**WHAT IS ASKED**
Answer with one number: how many lines hold the string "page".

**PROVIDED MATERIAL**
☆ ☆ ☆

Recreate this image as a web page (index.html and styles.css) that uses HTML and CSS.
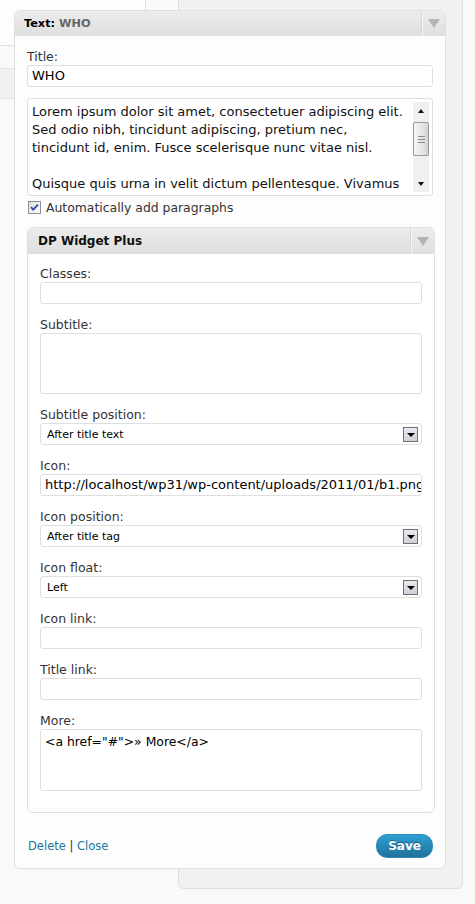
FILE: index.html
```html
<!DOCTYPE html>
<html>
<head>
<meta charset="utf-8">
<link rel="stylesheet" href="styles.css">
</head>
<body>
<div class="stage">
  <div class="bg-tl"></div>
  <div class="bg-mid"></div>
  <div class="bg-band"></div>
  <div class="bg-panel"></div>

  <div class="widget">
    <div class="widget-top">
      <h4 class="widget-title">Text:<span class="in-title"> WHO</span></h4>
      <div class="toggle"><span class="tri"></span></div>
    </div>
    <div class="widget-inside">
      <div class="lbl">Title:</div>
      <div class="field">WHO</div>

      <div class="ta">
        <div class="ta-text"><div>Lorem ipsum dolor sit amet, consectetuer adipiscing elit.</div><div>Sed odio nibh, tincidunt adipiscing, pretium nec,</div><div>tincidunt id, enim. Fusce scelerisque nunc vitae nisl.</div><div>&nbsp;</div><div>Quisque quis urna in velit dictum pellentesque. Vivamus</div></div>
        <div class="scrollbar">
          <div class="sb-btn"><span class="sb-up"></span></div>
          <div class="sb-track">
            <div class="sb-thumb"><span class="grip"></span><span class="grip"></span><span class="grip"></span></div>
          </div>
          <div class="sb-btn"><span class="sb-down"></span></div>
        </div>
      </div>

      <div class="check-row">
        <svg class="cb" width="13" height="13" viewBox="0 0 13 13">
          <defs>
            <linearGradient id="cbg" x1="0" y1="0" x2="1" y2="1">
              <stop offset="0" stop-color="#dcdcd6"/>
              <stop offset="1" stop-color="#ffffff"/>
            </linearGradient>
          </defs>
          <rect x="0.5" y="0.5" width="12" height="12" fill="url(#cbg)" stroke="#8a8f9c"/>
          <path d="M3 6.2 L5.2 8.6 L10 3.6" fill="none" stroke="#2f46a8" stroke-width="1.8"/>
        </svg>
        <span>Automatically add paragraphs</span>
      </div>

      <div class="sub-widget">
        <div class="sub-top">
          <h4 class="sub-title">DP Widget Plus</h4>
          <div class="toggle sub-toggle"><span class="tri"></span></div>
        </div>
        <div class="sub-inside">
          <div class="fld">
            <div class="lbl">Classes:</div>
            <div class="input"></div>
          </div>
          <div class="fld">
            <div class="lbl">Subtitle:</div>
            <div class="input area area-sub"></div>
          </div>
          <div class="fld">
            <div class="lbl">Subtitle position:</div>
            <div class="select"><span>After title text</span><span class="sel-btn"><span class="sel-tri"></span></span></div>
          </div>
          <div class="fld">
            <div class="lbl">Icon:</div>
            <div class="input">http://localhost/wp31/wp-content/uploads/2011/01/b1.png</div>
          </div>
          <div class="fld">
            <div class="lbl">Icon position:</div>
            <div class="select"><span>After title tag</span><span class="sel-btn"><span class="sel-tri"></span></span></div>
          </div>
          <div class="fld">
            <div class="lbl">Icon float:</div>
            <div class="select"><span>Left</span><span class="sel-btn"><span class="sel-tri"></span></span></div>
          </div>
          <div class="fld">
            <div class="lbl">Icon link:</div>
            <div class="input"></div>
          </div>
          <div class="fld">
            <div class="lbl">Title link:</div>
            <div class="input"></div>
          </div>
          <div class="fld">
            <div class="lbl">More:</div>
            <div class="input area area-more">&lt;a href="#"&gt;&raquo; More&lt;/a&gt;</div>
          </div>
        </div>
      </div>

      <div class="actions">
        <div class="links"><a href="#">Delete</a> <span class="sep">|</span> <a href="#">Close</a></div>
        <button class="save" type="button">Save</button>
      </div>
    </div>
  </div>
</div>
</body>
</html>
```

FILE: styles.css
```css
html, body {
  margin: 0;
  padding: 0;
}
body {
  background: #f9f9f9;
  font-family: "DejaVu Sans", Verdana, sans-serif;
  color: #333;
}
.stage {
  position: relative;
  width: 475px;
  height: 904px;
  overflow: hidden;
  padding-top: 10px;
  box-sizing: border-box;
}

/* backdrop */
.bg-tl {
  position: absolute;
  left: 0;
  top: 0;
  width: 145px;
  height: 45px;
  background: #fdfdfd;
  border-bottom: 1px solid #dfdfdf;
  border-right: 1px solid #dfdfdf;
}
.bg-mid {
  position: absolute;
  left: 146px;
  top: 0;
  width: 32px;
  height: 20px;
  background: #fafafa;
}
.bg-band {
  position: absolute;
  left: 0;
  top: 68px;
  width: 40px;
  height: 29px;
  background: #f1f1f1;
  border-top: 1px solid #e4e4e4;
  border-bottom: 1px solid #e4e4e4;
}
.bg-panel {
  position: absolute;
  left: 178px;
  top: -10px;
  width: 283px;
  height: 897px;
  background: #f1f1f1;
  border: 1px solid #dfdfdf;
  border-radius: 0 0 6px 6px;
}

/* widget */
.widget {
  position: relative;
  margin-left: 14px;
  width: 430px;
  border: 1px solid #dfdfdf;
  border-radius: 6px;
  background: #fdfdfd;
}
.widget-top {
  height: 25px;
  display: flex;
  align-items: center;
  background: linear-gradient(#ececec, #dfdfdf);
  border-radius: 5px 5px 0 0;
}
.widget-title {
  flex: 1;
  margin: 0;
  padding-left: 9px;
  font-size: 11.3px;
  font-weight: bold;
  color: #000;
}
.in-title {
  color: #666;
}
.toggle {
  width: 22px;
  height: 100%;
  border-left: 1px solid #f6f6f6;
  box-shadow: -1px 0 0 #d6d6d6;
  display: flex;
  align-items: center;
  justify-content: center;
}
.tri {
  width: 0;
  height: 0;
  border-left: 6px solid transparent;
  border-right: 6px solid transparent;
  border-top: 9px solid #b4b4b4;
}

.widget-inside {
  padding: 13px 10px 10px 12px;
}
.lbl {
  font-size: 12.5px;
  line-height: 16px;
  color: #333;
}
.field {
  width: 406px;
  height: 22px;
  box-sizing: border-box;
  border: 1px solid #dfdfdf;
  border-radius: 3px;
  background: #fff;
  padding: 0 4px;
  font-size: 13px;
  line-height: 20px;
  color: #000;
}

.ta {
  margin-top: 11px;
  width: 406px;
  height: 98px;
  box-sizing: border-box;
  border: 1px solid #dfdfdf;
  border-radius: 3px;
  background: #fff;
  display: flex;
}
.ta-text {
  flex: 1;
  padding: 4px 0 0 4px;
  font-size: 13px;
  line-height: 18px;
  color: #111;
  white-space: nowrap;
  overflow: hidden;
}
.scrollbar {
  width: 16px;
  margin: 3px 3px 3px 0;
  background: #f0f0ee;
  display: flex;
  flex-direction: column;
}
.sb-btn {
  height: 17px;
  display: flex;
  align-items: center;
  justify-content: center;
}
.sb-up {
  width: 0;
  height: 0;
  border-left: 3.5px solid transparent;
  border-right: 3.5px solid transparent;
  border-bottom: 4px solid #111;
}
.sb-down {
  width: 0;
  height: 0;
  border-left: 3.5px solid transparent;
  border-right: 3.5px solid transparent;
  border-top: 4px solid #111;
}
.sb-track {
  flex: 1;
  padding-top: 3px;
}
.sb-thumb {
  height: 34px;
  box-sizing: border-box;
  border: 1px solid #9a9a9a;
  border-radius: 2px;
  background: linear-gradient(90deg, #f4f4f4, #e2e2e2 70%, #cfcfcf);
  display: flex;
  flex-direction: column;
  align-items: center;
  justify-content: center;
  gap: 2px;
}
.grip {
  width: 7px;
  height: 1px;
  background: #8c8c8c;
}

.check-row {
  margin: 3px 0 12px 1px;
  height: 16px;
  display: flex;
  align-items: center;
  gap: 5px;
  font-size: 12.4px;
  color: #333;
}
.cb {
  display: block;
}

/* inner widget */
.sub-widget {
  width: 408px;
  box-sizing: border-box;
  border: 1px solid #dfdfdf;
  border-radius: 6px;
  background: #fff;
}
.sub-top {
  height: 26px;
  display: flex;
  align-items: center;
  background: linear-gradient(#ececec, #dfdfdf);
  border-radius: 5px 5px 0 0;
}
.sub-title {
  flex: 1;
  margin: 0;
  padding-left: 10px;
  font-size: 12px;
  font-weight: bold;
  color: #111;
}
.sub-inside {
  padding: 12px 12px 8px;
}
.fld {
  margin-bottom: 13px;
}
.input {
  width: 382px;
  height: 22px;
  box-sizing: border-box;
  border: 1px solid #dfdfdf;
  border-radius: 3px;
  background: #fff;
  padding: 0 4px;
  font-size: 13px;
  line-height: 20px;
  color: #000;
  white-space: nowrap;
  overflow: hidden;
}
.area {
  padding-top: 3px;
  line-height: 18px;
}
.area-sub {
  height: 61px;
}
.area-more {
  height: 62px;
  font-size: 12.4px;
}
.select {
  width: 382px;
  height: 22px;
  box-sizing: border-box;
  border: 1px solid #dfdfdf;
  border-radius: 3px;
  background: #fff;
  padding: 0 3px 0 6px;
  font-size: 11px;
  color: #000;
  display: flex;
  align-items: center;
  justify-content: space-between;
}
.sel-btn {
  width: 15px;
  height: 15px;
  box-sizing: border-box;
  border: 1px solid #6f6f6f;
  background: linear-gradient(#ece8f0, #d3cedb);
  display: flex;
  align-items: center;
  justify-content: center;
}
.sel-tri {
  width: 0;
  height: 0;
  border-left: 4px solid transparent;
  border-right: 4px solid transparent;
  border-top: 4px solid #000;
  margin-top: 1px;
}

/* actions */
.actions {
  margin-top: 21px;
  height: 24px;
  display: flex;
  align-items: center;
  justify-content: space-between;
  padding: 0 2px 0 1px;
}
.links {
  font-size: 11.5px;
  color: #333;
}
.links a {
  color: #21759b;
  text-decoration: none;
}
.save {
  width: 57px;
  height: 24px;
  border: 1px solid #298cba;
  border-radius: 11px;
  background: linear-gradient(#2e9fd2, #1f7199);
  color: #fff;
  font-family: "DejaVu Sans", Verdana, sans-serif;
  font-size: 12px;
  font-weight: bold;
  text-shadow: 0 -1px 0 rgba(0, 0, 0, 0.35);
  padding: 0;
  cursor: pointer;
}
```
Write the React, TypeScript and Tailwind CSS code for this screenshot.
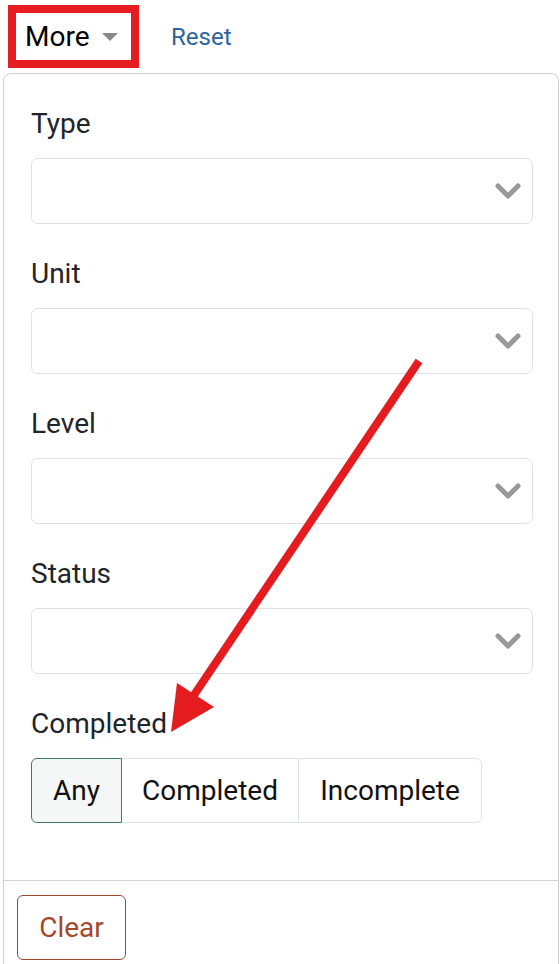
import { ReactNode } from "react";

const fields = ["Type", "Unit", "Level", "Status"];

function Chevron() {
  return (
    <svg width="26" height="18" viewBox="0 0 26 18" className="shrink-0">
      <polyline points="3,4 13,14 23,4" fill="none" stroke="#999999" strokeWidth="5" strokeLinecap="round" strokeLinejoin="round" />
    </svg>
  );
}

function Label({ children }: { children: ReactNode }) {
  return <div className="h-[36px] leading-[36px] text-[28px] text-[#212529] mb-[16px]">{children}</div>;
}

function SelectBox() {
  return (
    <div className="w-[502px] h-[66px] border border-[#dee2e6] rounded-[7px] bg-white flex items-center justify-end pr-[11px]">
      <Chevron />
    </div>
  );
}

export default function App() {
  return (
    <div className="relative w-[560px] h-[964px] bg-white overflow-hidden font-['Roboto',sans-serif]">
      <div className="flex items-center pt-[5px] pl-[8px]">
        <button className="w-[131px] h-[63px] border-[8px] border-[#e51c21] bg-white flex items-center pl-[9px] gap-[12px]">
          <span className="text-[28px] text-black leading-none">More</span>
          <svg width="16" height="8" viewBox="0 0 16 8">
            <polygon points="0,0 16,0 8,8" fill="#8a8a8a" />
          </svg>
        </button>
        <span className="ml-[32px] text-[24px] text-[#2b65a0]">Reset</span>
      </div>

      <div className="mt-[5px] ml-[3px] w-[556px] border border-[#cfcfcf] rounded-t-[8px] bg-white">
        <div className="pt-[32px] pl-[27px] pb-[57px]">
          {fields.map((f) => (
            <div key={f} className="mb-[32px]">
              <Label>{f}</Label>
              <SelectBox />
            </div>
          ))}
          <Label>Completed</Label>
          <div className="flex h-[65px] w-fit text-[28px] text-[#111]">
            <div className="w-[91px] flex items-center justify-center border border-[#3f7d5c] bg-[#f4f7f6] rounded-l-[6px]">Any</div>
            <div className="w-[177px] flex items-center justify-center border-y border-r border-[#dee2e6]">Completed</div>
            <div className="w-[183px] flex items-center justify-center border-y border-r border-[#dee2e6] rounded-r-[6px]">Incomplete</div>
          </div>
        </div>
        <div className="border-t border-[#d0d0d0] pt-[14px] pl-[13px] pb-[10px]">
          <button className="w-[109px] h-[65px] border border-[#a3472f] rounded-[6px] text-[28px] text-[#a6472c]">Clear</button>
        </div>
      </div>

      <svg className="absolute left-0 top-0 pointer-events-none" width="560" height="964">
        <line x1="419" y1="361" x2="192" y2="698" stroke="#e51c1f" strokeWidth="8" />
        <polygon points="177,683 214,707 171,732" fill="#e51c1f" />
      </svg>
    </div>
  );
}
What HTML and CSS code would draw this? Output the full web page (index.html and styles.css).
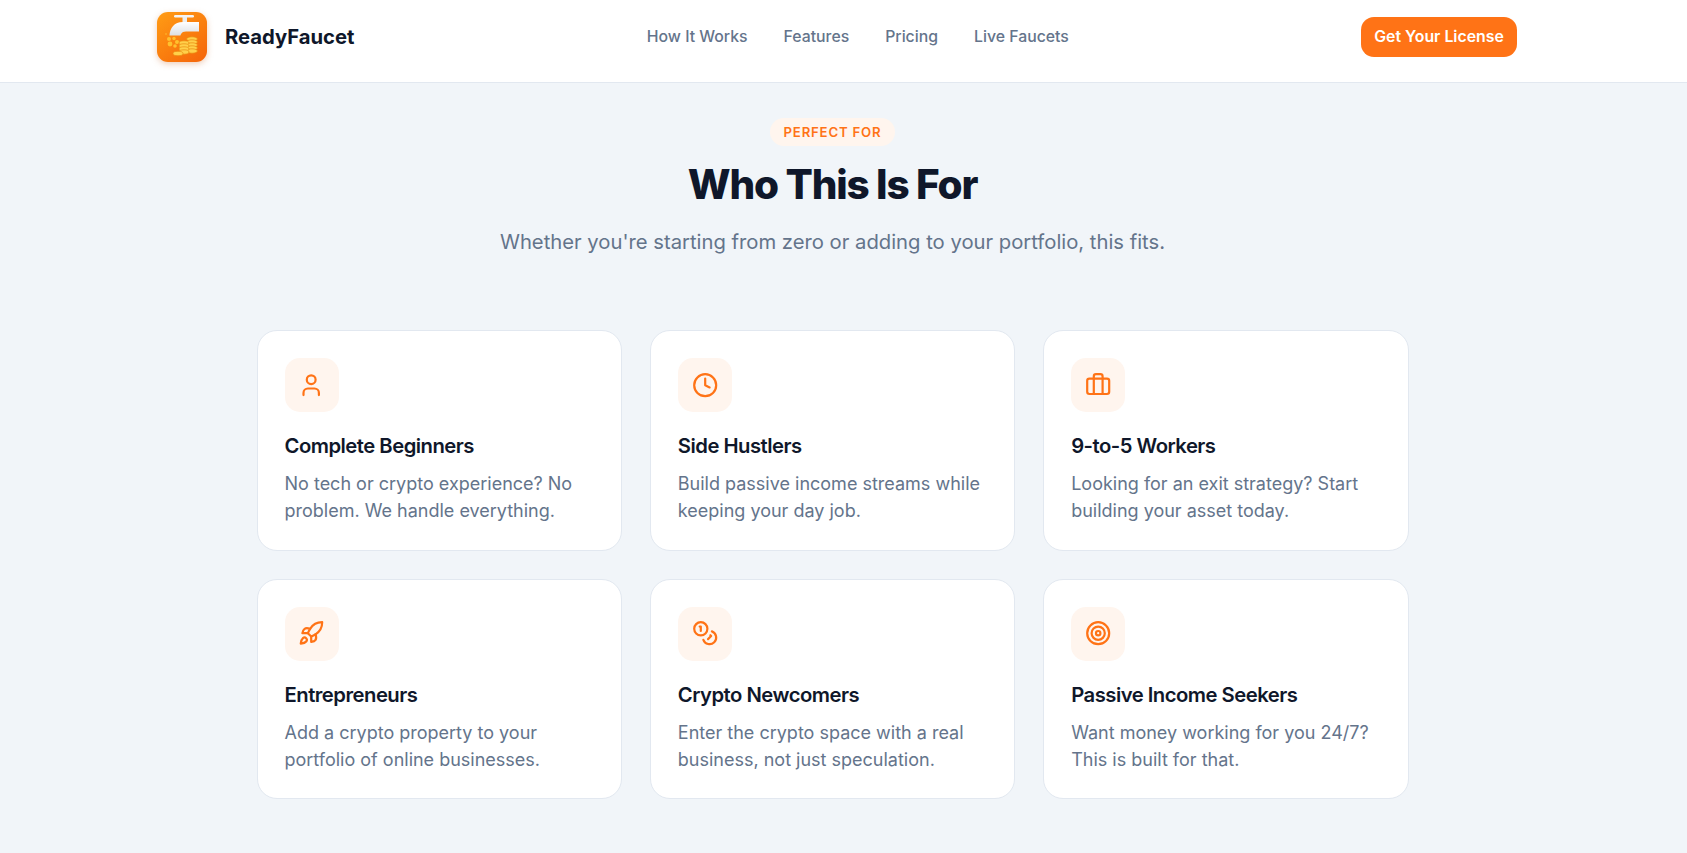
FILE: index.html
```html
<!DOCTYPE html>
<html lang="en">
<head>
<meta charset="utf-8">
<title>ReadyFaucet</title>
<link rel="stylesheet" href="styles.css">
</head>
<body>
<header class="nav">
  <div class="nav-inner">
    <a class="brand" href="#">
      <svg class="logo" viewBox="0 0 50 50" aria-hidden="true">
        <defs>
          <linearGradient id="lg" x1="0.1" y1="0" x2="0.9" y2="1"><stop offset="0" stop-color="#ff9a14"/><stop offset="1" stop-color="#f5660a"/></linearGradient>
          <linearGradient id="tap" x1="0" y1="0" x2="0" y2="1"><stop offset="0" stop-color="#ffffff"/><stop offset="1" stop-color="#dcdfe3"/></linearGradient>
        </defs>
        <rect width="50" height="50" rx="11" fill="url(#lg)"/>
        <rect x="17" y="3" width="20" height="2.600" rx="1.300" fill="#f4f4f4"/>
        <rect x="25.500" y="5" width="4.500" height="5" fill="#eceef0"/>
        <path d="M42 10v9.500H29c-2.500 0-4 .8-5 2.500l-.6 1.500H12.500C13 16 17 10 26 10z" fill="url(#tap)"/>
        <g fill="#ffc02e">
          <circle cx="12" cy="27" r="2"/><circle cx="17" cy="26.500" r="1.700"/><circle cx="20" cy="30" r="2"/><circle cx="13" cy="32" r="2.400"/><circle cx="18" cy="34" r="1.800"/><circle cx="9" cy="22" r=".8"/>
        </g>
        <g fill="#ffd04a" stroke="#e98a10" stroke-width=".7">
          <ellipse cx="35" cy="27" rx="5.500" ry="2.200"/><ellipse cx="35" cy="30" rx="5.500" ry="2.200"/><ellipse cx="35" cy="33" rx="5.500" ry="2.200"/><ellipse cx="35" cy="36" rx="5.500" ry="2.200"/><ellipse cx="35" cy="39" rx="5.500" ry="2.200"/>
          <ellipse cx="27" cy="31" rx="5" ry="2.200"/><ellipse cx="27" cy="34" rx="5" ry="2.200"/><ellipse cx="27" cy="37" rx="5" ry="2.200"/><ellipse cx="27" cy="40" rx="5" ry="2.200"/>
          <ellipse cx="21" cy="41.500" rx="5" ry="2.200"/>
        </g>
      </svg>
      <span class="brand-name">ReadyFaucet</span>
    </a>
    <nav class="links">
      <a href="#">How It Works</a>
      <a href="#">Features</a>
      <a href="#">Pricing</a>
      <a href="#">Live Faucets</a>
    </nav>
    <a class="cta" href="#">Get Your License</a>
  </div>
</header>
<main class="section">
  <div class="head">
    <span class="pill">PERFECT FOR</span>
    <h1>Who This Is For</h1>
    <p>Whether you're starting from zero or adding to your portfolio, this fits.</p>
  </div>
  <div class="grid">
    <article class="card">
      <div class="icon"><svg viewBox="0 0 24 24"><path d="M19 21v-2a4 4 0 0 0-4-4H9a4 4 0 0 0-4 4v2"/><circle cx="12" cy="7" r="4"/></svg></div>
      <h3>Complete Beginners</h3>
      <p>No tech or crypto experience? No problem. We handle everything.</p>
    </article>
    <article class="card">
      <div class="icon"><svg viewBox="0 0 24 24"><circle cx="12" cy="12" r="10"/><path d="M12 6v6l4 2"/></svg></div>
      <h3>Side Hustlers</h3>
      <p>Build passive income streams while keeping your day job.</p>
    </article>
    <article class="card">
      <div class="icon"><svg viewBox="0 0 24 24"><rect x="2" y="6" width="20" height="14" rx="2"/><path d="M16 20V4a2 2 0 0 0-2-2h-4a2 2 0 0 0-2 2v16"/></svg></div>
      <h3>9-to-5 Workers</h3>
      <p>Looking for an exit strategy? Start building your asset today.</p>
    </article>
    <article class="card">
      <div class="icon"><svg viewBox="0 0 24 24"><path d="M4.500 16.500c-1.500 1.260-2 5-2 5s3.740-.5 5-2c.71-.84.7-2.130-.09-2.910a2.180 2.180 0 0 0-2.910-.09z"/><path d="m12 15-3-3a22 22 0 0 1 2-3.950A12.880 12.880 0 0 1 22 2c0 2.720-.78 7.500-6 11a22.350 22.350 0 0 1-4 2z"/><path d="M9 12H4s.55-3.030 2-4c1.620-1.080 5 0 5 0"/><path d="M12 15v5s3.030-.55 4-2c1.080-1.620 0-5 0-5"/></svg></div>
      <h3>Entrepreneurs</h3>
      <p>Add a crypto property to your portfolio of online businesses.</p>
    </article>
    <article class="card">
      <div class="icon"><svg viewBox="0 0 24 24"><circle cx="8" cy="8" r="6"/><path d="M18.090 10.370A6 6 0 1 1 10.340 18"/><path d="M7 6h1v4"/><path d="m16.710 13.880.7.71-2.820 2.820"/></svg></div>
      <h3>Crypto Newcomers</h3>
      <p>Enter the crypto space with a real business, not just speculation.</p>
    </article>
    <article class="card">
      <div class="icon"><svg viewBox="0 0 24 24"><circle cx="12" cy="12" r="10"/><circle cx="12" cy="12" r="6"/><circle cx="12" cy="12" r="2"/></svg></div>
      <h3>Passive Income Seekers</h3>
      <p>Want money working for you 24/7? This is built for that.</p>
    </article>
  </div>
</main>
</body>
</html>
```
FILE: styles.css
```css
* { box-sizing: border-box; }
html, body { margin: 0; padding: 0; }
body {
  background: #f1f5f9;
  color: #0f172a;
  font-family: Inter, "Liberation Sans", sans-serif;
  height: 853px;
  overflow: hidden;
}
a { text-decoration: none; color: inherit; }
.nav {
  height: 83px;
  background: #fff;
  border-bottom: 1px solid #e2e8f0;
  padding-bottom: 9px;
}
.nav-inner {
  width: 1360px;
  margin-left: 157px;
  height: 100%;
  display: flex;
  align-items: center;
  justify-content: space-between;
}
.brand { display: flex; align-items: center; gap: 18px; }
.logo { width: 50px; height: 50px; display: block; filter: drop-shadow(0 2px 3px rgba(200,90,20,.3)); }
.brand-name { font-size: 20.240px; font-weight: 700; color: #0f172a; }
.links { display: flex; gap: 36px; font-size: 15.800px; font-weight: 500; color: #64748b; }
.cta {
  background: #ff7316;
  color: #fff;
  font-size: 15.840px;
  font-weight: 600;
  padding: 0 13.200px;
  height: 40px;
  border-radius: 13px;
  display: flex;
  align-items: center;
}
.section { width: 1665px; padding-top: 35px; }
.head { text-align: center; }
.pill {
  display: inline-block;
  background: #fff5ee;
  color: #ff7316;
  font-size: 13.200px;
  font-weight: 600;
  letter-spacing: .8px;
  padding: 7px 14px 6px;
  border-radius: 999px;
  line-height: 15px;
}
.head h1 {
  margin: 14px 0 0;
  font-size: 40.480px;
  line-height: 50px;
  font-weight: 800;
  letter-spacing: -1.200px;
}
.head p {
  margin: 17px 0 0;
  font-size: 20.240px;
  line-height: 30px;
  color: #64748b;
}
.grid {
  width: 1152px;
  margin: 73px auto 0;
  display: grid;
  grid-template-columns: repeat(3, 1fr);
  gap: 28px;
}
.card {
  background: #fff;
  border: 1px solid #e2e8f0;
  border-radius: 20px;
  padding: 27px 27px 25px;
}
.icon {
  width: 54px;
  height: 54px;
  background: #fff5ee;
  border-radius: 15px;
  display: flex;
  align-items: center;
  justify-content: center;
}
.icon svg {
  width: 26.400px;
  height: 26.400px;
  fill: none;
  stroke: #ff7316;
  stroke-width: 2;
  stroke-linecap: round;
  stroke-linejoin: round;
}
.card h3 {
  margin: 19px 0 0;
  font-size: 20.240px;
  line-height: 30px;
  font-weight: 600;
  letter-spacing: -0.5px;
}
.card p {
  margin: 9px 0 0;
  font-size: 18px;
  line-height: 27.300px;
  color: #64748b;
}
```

☆ ☆ ☆

**EXERCISE RESULT**
2